• **Required work**
Set the listing down unchanged, minus every embedded image.
--- Start Dataset extract ---
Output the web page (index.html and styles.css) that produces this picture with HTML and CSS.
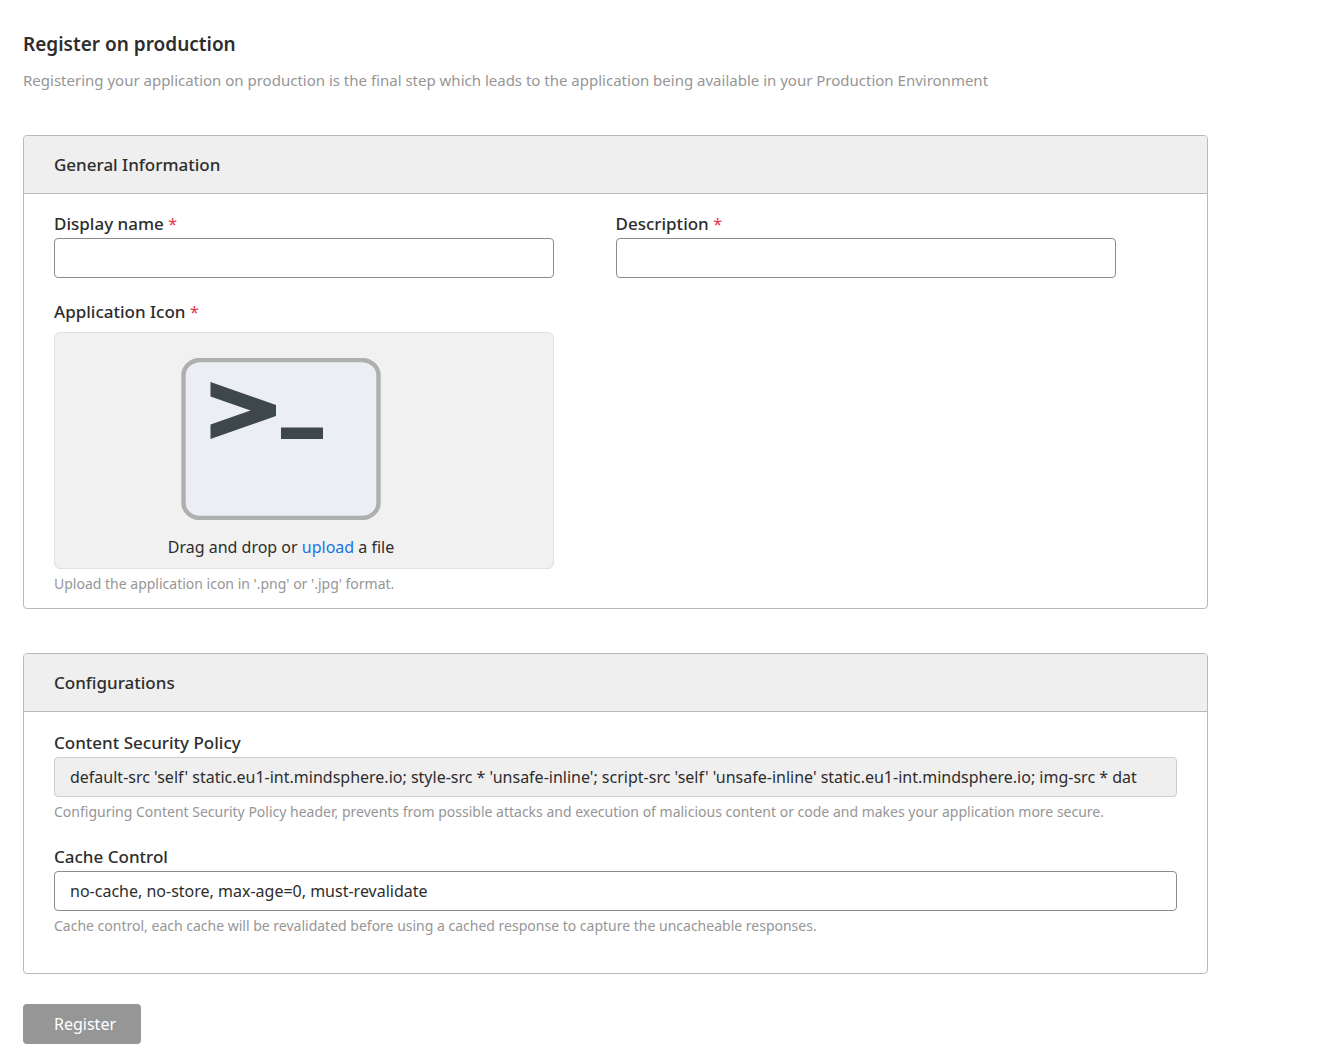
FILE: index.html
```html
<!DOCTYPE html>
<html lang="en">
<head>
<meta charset="utf-8">
<meta name="viewport" content="width=device-width, initial-scale=1">
<title>Register on production</title>
<link rel="stylesheet" href="styles.css">
</head>
<body>
<main class="page">
  <h1 class="page-title">Register on production</h1>
  <p class="page-intro">Registering your application on production is the final step which leads to the application being available in your Production Environment</p>

  <form>
    <section class="panel">
      <h2 class="panel-title">General Information</h2>
      <div class="panel-body">
        <div class="field-row">
          <div class="field">
            <label class="label" for="display-name">Display name <span class="required">*</span></label>
            <input class="input" id="display-name" type="text">
          </div>
          <div class="field">
            <label class="label" for="description">Description <span class="required">*</span></label>
            <input class="input" id="description" type="text">
          </div>
        </div>
        <div class="field icon-field">
          <span class="label">Application Icon <span class="required">*</span></span>
          <div class="dropzone">
            <svg class="app-icon" viewBox="0 0 200 162" role="img" aria-label="Terminal icon">
              <rect x="2.5" y="2" width="195" height="158" rx="17" ry="15" fill="#ebeff3" stroke="#afafaf" stroke-width="4.4"/>
              <path d="M29.5 24 95 47v11L29.5 81V66.500L69.500 52.500 29.500 38.500z" fill="#3e474b"/>
              <path d="M100 69.500h42v11.500H100z" fill="#3e474b"/>
            </svg>
            <p class="drop-text">Drag and drop or <a class="link" href="#">upload</a> a file</p>
          </div>
          <p class="help">Upload the application icon in '.png' or '.jpg' format.</p>
        </div>
      </div>
    </section>

    <section class="panel">
      <h2 class="panel-title">Configurations</h2>
      <div class="panel-body config-body">
        <div>
          <label class="label" for="csp">Content Security Policy</label>
          <input class="input" id="csp" type="text" disabled value="default-src 'self' static.eu1-int.mindsphere.io; style-src * 'unsafe-inline'; script-src 'self' 'unsafe-inline' static.eu1-int.mindsphere.io; img-src * dat">
          <p class="help">Configuring Content Security Policy header, prevents from possible attacks and execution of malicious content or code and makes your application more secure.</p>
        </div>
        <div>
          <label class="label" for="cache">Cache Control</label>
          <input class="input" id="cache" type="text" value="no-cache, no-store, max-age=0, must-revalidate">
          <p class="help">Cache control, each cache will be revalidated before using a cached response to capture the uncacheable responses.</p>
        </div>
      </div>
    </section>

    <button class="button" type="submit" disabled>Register</button>
  </form>
</main>
</body>
</html>
```
FILE: styles.css
```css
* {
  box-sizing: border-box;
}

body {
  margin: 0;
  background: #fff;
  color: #2d2d2d;
  font-family: "Noto Sans", sans-serif;
  font-size: 16px;
  line-height: 24px;
}

h1, h2, p {
  margin: 0;
}

.page {
  padding: 32px 112px 8px 23px;
}

.page-title {
  font-size: 19px;
  font-weight: 600;
}

.page-intro {
  margin: 12px 0 43px;
  color: #969696;
  font-size: 15px;
}

.panel {
  margin-bottom: 44px;
  border: 1px solid #b9b9b9;
  border-radius: 4px;
}

.panel + .panel {
  margin-bottom: 30px;
}

.panel-title {
  padding: 17px 30px 16px;
  border-bottom: 1px solid #b9b9b9;
  border-radius: 3px 3px 0 0;
  background: #efefef;
  font-size: 17px;
  font-weight: 500;
}

.panel-body {
  padding: 18px 30px 14px;
}

.config-body {
  display: grid;
  gap: 23px;
  padding-top: 19px;
  padding-bottom: 37px;
}

.field-row {
  display: grid;
  grid-template-columns: 1fr 1fr;
  margin-bottom: 22px;
}

.field {
  max-width: 500px;
}

.label {
  display: block;
  margin-bottom: 2px;
  font-size: 17px;
  font-weight: 500;
}

.icon-field .label {
  margin-bottom: 8px;
}

.required {
  color: #e8304a;
  font-size: 16px;
  font-weight: 400;
}

.input {
  display: block;
  width: 100%;
  height: 40px;
  padding: 0 15px;
  border: 1px solid #8c8c8c;
  border-radius: 4px;
  background: #fff;
  color: #2d2d2d;
  font: inherit;
}

.input:disabled {
  border-color: #cdcdcd;
  background: #efefef;
}

.dropzone {
  display: flex;
  flex-direction: column;
  align-items: center;
  gap: 15px;
  padding: 25px 46px 9px 0;
  border: 1px solid #e0e0e0;
  border-radius: 6px;
  background: #f1f1f1;
}

.app-icon {
  width: 200px;
  height: 162px;
}

.link {
  color: #1a73e8;
  text-decoration: none;
}

.help {
  margin-top: 5px;
  color: #969696;
  font-size: 14px;
  line-height: 20px;
}

.button {
  height: 40px;
  padding: 0 25px 0 31px;
  border: 0;
  border-radius: 4px;
  background: #969696;
  color: #fff;
  font: inherit;
}
```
--- End Dataset extract ---
• **Response to the task**
Output the web page (index.html and styles.css) that produces this picture with HTML and CSS.
FILE: index.html
```html
<!DOCTYPE html>
<html lang="en">
<head>
<meta charset="utf-8">
<meta name="viewport" content="width=device-width, initial-scale=1">
<title>Register on production</title>
<link rel="stylesheet" href="styles.css">
</head>
<body>
<main class="page">
  <h1 class="page-title">Register on production</h1>
  <p class="page-intro">Registering your application on production is the final step which leads to the application being available in your Production Environment</p>

  <form>
    <section class="panel">
      <h2 class="panel-title">General Information</h2>
      <div class="panel-body">
        <div class="field-row">
          <div class="field">
            <label class="label" for="display-name">Display name <span class="required">*</span></label>
            <input class="input" id="display-name" type="text">
          </div>
          <div class="field">
            <label class="label" for="description">Description <span class="required">*</span></label>
            <input class="input" id="description" type="text">
          </div>
        </div>
        <div class="field icon-field">
          <span class="label">Application Icon <span class="required">*</span></span>
          <div class="dropzone">
            <svg class="app-icon" viewBox="0 0 200 162" role="img" aria-label="Terminal icon">
              <rect x="2.5" y="2" width="195" height="158" rx="17" ry="15" fill="#ebeff3" stroke="#afafaf" stroke-width="4.4"/>
              <path d="M29.5 24 95 47v11L29.5 81V66.500L69.500 52.500 29.500 38.500z" fill="#3e474b"/>
              <path d="M100 69.500h42v11.500H100z" fill="#3e474b"/>
            </svg>
            <p class="drop-text">Drag and drop or <a class="link" href="#">upload</a> a file</p>
          </div>
          <p class="help">Upload the application icon in '.png' or '.jpg' format.</p>
        </div>
      </div>
    </section>

    <section class="panel">
      <h2 class="panel-title">Configurations</h2>
      <div class="panel-body config-body">
        <div>
          <label class="label" for="csp">Content Security Policy</label>
          <input class="input" id="csp" type="text" disabled value="default-src 'self' static.eu1-int.mindsphere.io; style-src * 'unsafe-inline'; script-src 'self' 'unsafe-inline' static.eu1-int.mindsphere.io; img-src * dat">
          <p class="help">Configuring Content Security Policy header, prevents from possible attacks and execution of malicious content or code and makes your application more secure.</p>
        </div>
        <div>
          <label class="label" for="cache">Cache Control</label>
          <input class="input" id="cache" type="text" value="no-cache, no-store, max-age=0, must-revalidate">
          <p class="help">Cache control, each cache will be revalidated before using a cached response to capture the uncacheable responses.</p>
        </div>
      </div>
    </section>

    <button class="button" type="submit" disabled>Register</button>
  </form>
</main>
</body>
</html>
```
FILE: styles.css
```css
* {
  box-sizing: border-box;
}

body {
  margin: 0;
  background: #fff;
  color: #2d2d2d;
  font-family: "Noto Sans", sans-serif;
  font-size: 16px;
  line-height: 24px;
}

h1, h2, p {
  margin: 0;
}

.page {
  padding: 32px 112px 8px 23px;
}

.page-title {
  font-size: 19px;
  font-weight: 600;
}

.page-intro {
  margin: 12px 0 43px;
  color: #969696;
  font-size: 15px;
}

.panel {
  margin-bottom: 44px;
  border: 1px solid #b9b9b9;
  border-radius: 4px;
}

.panel + .panel {
  margin-bottom: 30px;
}

.panel-title {
  padding: 17px 30px 16px;
  border-bottom: 1px solid #b9b9b9;
  border-radius: 3px 3px 0 0;
  background: #efefef;
  font-size: 17px;
  font-weight: 500;
}

.panel-body {
  padding: 18px 30px 14px;
}

.config-body {
  display: grid;
  gap: 23px;
  padding-top: 19px;
  padding-bottom: 37px;
}

.field-row {
  display: grid;
  grid-template-columns: 1fr 1fr;
  margin-bottom: 22px;
}

.field {
  max-width: 500px;
}

.label {
  display: block;
  margin-bottom: 2px;
  font-size: 17px;
  font-weight: 500;
}

.icon-field .label {
  margin-bottom: 8px;
}

.required {
  color: #e8304a;
  font-size: 16px;
  font-weight: 400;
}

.input {
  display: block;
  width: 100%;
  height: 40px;
  padding: 0 15px;
  border: 1px solid #8c8c8c;
  border-radius: 4px;
  background: #fff;
  color: #2d2d2d;
  font: inherit;
}

.input:disabled {
  border-color: #cdcdcd;
  background: #efefef;
}

.dropzone {
  display: flex;
  flex-direction: column;
  align-items: center;
  gap: 15px;
  padding: 25px 46px 9px 0;
  border: 1px solid #e0e0e0;
  border-radius: 6px;
  background: #f1f1f1;
}

.app-icon {
  width: 200px;
  height: 162px;
}

.link {
  color: #1a73e8;
  text-decoration: none;
}

.help {
  margin-top: 5px;
  color: #969696;
  font-size: 14px;
  line-height: 20px;
}

.button {
  height: 40px;
  padding: 0 25px 0 31px;
  border: 0;
  border-radius: 4px;
  background: #969696;
  color: #fff;
  font: inherit;
}
```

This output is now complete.